Other variational inference methods exist as well, including InferByMeanField, an implementation of marginal inference by mean field for discrete variables; MaximizeByMPLP, which uses dual coordinate ascent on the LP relaxation for MAP inference.

FACTORIE also provides infrastructure for Monte Carlo inference. This includes a generic Sampler as well as its special-case subclass, a ProposalSampler which selects among a collection of Proposal objects (each of which provides a score and a DiffList for undoing and redoing the proposed changes). Examples of ProposalSampler include the GibbsSampler and MHSampler (Metropolis-Hastings), and IteratedConditionalModes which is the maximization analogue of Gibbs sampling.

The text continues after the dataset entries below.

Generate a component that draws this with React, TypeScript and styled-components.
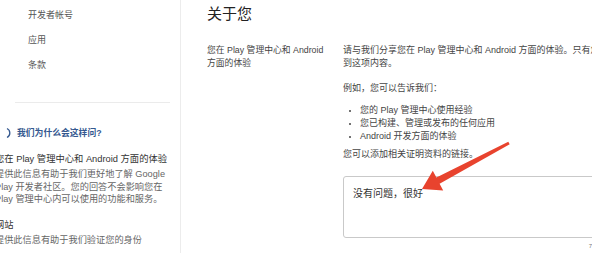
import React from "react";
import styled, { createGlobalStyle } from "styled-components";

const Global = createGlobalStyle`
  html, body { margin: 0; padding: 0; background: #fff; }
  body { font-family: "Liberation Sans", "Noto Sans CJK SC", sans-serif; color: #333; }
  * { box-sizing: border-box; }
`;

const Page = styled.div`
  position: relative;
  width: 600px;
  height: 253px;
  overflow: hidden;
  background: #fff;
`;

const Frame = styled.div`
  display: flex;
  width: 592px;
  height: 253px;
  overflow: hidden;
`;

const Sidebar = styled.aside`
  width: 181px;
  flex: none;
  border-right: 1px solid #ececec;
  overflow: hidden;
  padding-top: 9px;
`;

const NavItem = styled.div`
  padding-left: 28px;
  font-size: 9px;
  line-height: 13px;
  height: 13px;
  color: #555;
  margin-bottom: 12px;
`;

const Divider = styled.hr`
  border: none;
  border-top: 1px solid #ebebeb;
  margin: 30px 10px 0 15px;
`;

const Help = styled.div`
  margin-left: -5px;
  padding-top: 24px;
  width: 220px;
`;

const HelpHead = styled.div`
  display: flex;
  align-items: center;
  gap: 6px;
  font-size: 8.8px;
  line-height: 12px;
  font-weight: bold;
  color: #34588f;
  margin-bottom: 14px;
`;

const HelpTitle = styled.div`
  font-size: 9.3px;
  line-height: 13px;
  color: #333;
  margin-bottom: 2px;
`;

const HelpText = styled.div<{ $gap?: number }>`
  font-size: 9.2px;
  line-height: 12.6px;
  color: #666;
  margin-bottom: ${(p) => p.$gap ?? 0}px;
`;

const Main = styled.main`
  flex: 1;
  min-width: 0;
  padding: 4px 0 0 26px;
  overflow: hidden;
`;

const Heading = styled.h1`
  margin: 0;
  font-size: 15px;
  line-height: 20px;
  font-weight: normal;
  color: #222;
`;

const Row = styled.div`
  display: grid;
  grid-template-columns: 136px 260px;
  margin-top: 20px;
`;

const Label = styled.div`
  font-size: 8.8px;
  line-height: 13px;
  color: #444;
  width: 120px;
`;

const Field = styled.div`
  display: flex;
  flex-direction: column;
`;

const Para = styled.p<{ $mt?: number }>`
  margin: ${(p) => p.$mt ?? 0}px 0 0;
  font-size: 9px;
  line-height: 13px;
  color: #444;
  white-space: nowrap;
`;

const List = styled.ul`
  margin: 9px 0 0;
  padding: 0 0 0 17px;
  font-size: 9px;
  line-height: 13px;
  color: #444;
  li::marker { font-size: 7px; }
`;

const TextBox = styled.div`
  margin-top: 15px;
  height: 62px;
  width: 270px;
  border: 1px solid #c9c9c9;
  border-radius: 3px;
  padding: 10px 9px;
  font-size: 10px;
  line-height: 14px;
  color: #333;
`;

const Counter = styled.div`
  width: 249px;
  text-align: right;
  font-size: 6px;
  line-height: 8px;
  margin-top: 4px;
  color: #777;
`;

const Arrow = styled.svg`
  position: absolute;
  left: 0;
  top: 0;
  pointer-events: none;
`;

export default function App() {
  return (
    <Page>
      <Global />
      <Frame>
        <Sidebar>
          <NavItem>开发者帐号</NavItem>
          <NavItem>应用</NavItem>
          <NavItem>条款</NavItem>
          <Divider />
          <Help>
            <HelpHead>
              <svg width="16" height="12" viewBox="0 0 16 12">
                <path d="M12 1.5 A5 5 0 0 1 12 10.5" fill="none" stroke="#34588f" strokeWidth="1.3" />
              </svg>
              我们为什么会这样问?
            </HelpHead>
            <HelpTitle>您在 Play 管理中心和 Android 方面的体验</HelpTitle>
            <HelpText>提供此信息有助于我们更好地了解 Google</HelpText>
            <HelpText>Play 开发者社区。您的回答不会影响您在</HelpText>
            <HelpText $gap={13}>Play 管理中心内可以使用的功能和服务。</HelpText>
            <HelpTitle>网站</HelpTitle>
            <HelpText>提供此信息有助于我们验证您的身份</HelpText>
          </Help>
        </Sidebar>
        <Main>
          <Heading>关于您</Heading>
          <Row>
            <Label>您在 Play 管理中心和 Android 方面的体验</Label>
            <Field>
              <Para>请与我们分享您在 Play 管理中心和 Android 方面的体验。只有您能看</Para>
              <Para>到这项内容。</Para>
              <Para $mt={12}>例如，您可以告诉我们：</Para>
              <List>
                <li>您的 Play 管理中心使用经验</li>
                <li>您已构建、管理或发布的任何应用</li>
                <li>Android 开发方面的体验</li>
              </List>
              <Para $mt={5}>您可以添加相关证明资料的链接。</Para>
              <TextBox>没有问题，很好</TextBox>
              <Counter>7</Counter>
            </Field>
          </Row>
        </Main>
      </Frame>
      <Arrow width="600" height="253" viewBox="0 0 600 253">
        <polygon
          points="422,189 432.8,170.8 436.4,177.5 508.3,141.7 509.7,144.3 439.6,183.7 443.2,190.5"
          fill="#e8432e"
        />
      </Arrow>
    </Page>
  );
}
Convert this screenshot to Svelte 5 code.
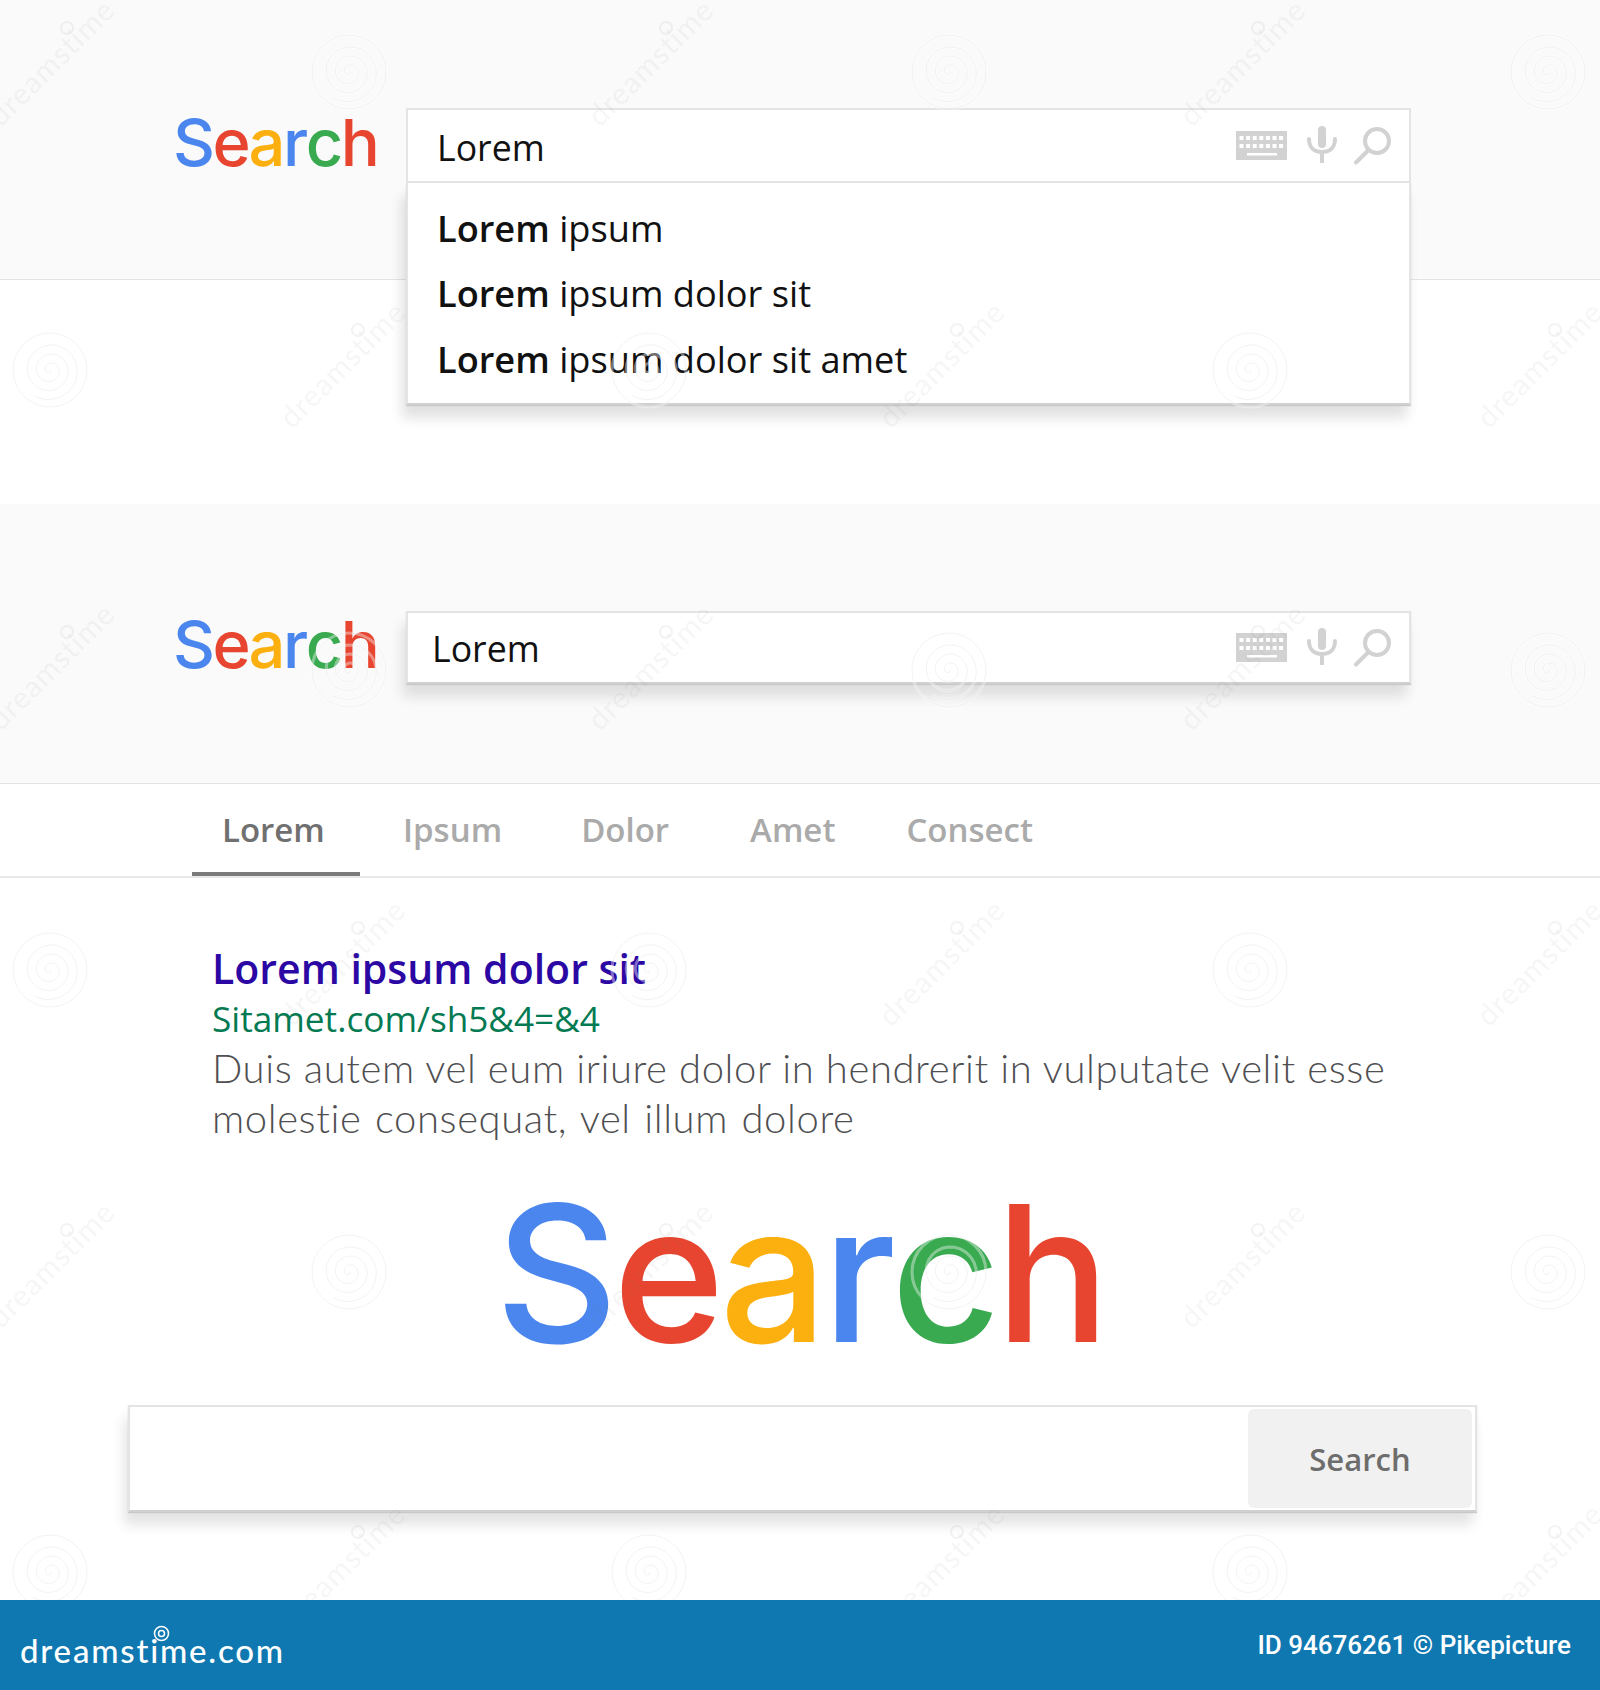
<script>
  const letters = [['S','#4a86ee'],['e','#e7452f'],['a','#fcb010'],['r','#4a86ee'],['c','#3aaa51'],['h','#e7452f']];
  const suggestions = ['', ' dolor sit', ' dolor sit amet'];
  const tabs = ['Lorem','Ipsum','Dolor','Amet','Consect'];
  const spirals = [[349,72],[949,72],[1548,72],[50,370],[649,370],[1250,370],[349,670],[949,670],[1548,670],[50,970],[649,970],[1250,970],[349,1272],[949,1272],[1548,1272],[50,1572],[649,1572],[1250,1572]];
  const marks = [[59,70],[658,70],[1250,70],[350,372],[949,372],[1547,372],[59,674],[658,674],[1250,674],[350,970],[949,970],[1547,970],[59,1272],[658,1272],[1250,1272],[350,1574],[949,1574],[1547,1574]];
  const spiralPath = (() => {
    let d = 'M0 0';
    for (let t = 0; t <= 21; t += 0.25) {
      const r = t * 1.45;
      d += `L${(r * Math.cos(t)).toFixed(1)} ${(r * Math.sin(t)).toFixed(1)}`;
    }
    return d;
  })();
</script>

{#snippet logo(cls)}
  <div class="logo {cls}">{#each letters as [ch, col]}<span style="color:{col}">{ch}</span>{/each}</div>
{/snippet}

{#snippet icons()}
  <div class="icons">
    <svg width="51" height="29" viewBox="0 0 51 29">
      <rect width="51" height="29" fill="#d2d2d2"/>
      <g fill="#fff">
        {#each [0,1,2,3,4,5,6] as i}
          <rect x={3.5 + i * 6.6} y="5" width="4" height="4"/>
          <rect x={3.5 + i * 6.6} y="13" width="4" height="4"/>
        {/each}
        <rect x="11" y="22" width="30" height="2.5"/>
      </g>
    </svg>
    <svg width="30" height="37" viewBox="0 0 30 37">
      <rect x="11" y="0" width="8" height="22" rx="4" fill="#d2d2d2"/>
      <path d="M2 13c0 8 5 13 13 13s13-5 13-13M15 26v10" fill="none" stroke="#d2d2d2" stroke-width="4" stroke-linecap="round"/>
    </svg>
    <svg width="38" height="38" viewBox="0 0 38 38">
      <circle cx="24" cy="14" r="12" fill="none" stroke="#d2d2d2" stroke-width="4"/>
      <path d="M15.5 23L3 35.5" fill="none" stroke="#d2d2d2" stroke-width="4" stroke-linecap="round"/>
    </svg>
  </div>
{/snippet}

<div class="page">
  <section class="band first">
    {@render logo('small')}
    <div class="combo">
      <div class="field open">
        <span class="query">Lorem</span>
        {@render icons()}
      </div>
      <div class="menu">
        {#each suggestions as s}
          <div class="suggestion"><b>Lorem</b> ipsum{s}</div>
        {/each}
      </div>
    </div>
  </section>

  <section class="band second">
    {@render logo('small')}
    <div class="combo">
      <div class="field raised">
        <span class="query tight">Lorem</span>
        {@render icons()}
      </div>
    </div>
  </section>

  <nav class="tabs">
    {#each tabs as t, i}
      <span class="tab" class:active={i === 0}>{t}</span>
    {/each}
  </nav>

  <article class="result">
    <h3>Lorem ipsum dolor sit</h3>
    <div class="url">Sitamet.com/sh5&amp;4=&amp;4</div>
    <p>Duis autem vel eum iriure dolor in hendrerit in vulputate velit esse<br><span class="wide">molestie consequat, vel illum dolore</span></p>
  </article>

  {@render logo('big')}

  <div class="bigbox">
    <div class="spacer"></div>
    <button>Search</button>
  </div>

  <footer>
    <div class="brand">dreamstime.com
      <svg class="swirl" width="17" height="17" viewBox="0 0 17 17"><circle cx="8.5" cy="8.5" r="7" fill="none" stroke="#fff" stroke-width="1.6"/><circle cx="8.5" cy="8.5" r="3" fill="none" stroke="#fff" stroke-width="1.6"/></svg>
    </div>
    <div class="credit">ID 94676261 © Pikepicture</div>
  </footer>

  <svg class="watermark" width="1600" height="1600" viewBox="0 0 1600 1600">
    {#each spirals as [x, y]}
      <g transform="translate({x} {y})" fill="none">
        <circle r="37" stroke="#fff" stroke-opacity=".4" stroke-width="3"/>
        <path d={spiralPath} stroke="#fff" stroke-opacity=".4" stroke-width="3"/>
        <circle r="37" stroke="#888" stroke-opacity=".1" stroke-width="1"/>
        <path d={spiralPath} stroke="#888" stroke-opacity=".1" stroke-width="1"/>
      </g>
    {/each}
    {#each marks as [x, y]}
      <g transform="translate({x} {y})">
        <text transform="rotate(-45)" text-anchor="middle" class="wm">dreamstime</text>
        <circle cx="8" cy="-42" r="6" fill="none" stroke="#888" stroke-opacity=".1" stroke-width="2"/>
      </g>
    {/each}
  </svg>
</div>

<style>
  :global(body) { margin: 0; background: #fff; }
  .page { position: relative; width: 1600px; height: 1690px; overflow: hidden; font-family: "Open Sans", sans-serif; }
  .band { height: 279px; background: #fafafa; border-bottom: 1px solid #e3e3e3; display: flex; padding-left: 174px; position: relative; }
  .first { margin-bottom: 224px; }
  .band .combo { margin-left: 28px; }
  .first .combo { margin-top: 108px; }
  .second .combo { margin-top: 107px; }
  .logo { font-family: Inter, sans-serif; display: flex; line-height: 1; }
  .small { font-size: 65px; letter-spacing: -2.4px; height: 66px; margin-top: 110px; width: 204px; font-weight: 500; margin-left: -1px; margin-right: 1px; }
  .second .small { margin-top: 108px; }
  .combo { position: relative; width: 1005px; }
  .field { height: 73px; box-sizing: border-box; background: #fff; border: 2px solid #e4e4e4; display: flex; align-items: center; justify-content: space-between; padding: 0 18px 0 29px; color: #111; position: relative; }
  .field.open { height: 75px; }
  .raised { box-shadow: 0 1px 1px #c8c8c8, -4px 13px 12px rgba(0,0,0,.11); border-bottom-color: #d0d0d0; }
  .query { font-size: 35.7px; line-height: 1; position: relative; top: 2px; }
  .query.tight { margin-left: -5px; top: 1px; }
  .icons { display: flex; align-items: center; gap: 20px; }
  .icons svg:nth-child(2) { margin-right: -4px; margin-top: -2px; }
  .menu { position: absolute; left: 0; right: 0; top: 75px; height: 222px; box-sizing: border-box; padding-top: 13px; background: #fff; border: 2px solid #e4e4e4; border-top: 0; border-bottom-color: #d0d0d0; box-shadow: 0 1px 1px #c8c8c8, -4px 13px 12px rgba(0,0,0,.12); z-index: 2; }
  .suggestion { font-size: 36.2px; line-height: 65.4px; padding-left: 29px; color: #111; white-space: nowrap; }
  .suggestion b { font-weight: 600; }
  .tabs { display: flex; height: 92px; padding-left: 192px; border-bottom: 2px solid #e8e8e8; font-size: 33px; font-weight: 600; color: #aaa; align-items: stretch; }
  .tab { padding: 24px 36px 0 43px; box-sizing: border-box; height: 92px; line-height: 44px; }
  .tab:nth-child(4) { margin-left: 2px; }
  .tab:last-child { margin-left: -8px; }
  .tab.active { color: #707070; padding: 24px 38px 0 30px; border-bottom: 4px solid #7a7a7a; width: 168px; }
  .result { padding: 65px 0 0 212px; height: 278px; box-sizing: border-box; }
  h3 { margin: 0; font-size: 41px; font-weight: 600; color: #2b08a4; line-height: 50px; }
  .url { font-size: 35.2px; color: #047a52; line-height: 50px; }
  p { margin: 0; font-family: Lato, sans-serif; font-weight: 300; font-size: 40px; letter-spacing: .6px; line-height: 50px; color: #4f4f52; white-space: nowrap; }
  .wide { word-spacing: 2px; }
  .big { font-size: 190px; letter-spacing: -5px; justify-content: center; height: 180px; margin-top: 22px; font-weight: 500; }
  .bigbox { margin-left: 128px; width: 1349px; height: 107px; box-sizing: border-box; background: #fff; border: 2px solid #e4e4e4; border-bottom-color: #d0d0d0; box-shadow: 0 1px 1px #c8c8c8, -4px 13px 12px rgba(0,0,0,.11); display: flex; padding: 2px 3px 2px 0; position: relative; top: 47px; }
  .spacer { flex: 1; }
  button { width: 224px; border: 0; border-radius: 6px; background: #f1f1f1; color: #6d6d6d; font: 600 31px "Open Sans", sans-serif; padding: 0; }
  footer { position: absolute; left: 0; right: 0; bottom: 0; height: 90px; background: #0f78b1; color: #fff; display: flex; justify-content: space-between; align-items: center; padding: 0 29px 0 20px; }
  .brand { position: relative; font: 500 33px Lato, sans-serif; letter-spacing: 1.8px; margin-top: 10px; }
  .swirl { position: absolute; left: 133px; top: -5px; }
  .credit { font: 500 26px Roboto, sans-serif; }
  .watermark { position: absolute; left: 0; top: 0; pointer-events: none; z-index: 5; }
  .wm { font: 400 30px Lato, sans-serif; fill: #777; fill-opacity: .08; letter-spacing: 1px; }
</style>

These underlying sampling mechanisms are wrapped into objects that implement the Infer interface, providing InferByGibbsSampling, InferByMeanField, MaximizeByIteratedConditionalModels, MaximizeByMPLP, etc.

Finally, Expectation-Maximization (EM) and dual decomposition are implemented outside of the Infer API, by the EMInferencer and DualDecomposition classes.

There is currently limited support for inference in that directly leverages the special case of directed graphical models. We have preliminarily implemented a system of storing and selecting among a collection of “recipes” for handling different patterns of random variables and factor types (similar to BUGS), but only a few such “recipes” have been implemented so far. One of those cases, however, provides an extremely efficient collapsed Gibbs sampler for latent Dirichlet allocation (LDA)—the FACTORIE implementation of LDA is actually faster than the widely-used MALLET implementation. See the Section on “Topic Modeling” below.

FACTORIE does not currently provide automated methods of selecting the best inference method given a model and collection of variables. This is an area of future work.

### Estimating parameters

(To be provided from Luke’s text.)

## Application packages

In additional to its general support for factor graphs, FACTORIE provides pre-build models and other infrastructure for particular application areas.

### Clustering

This package is not yet implemented, but will be in the future.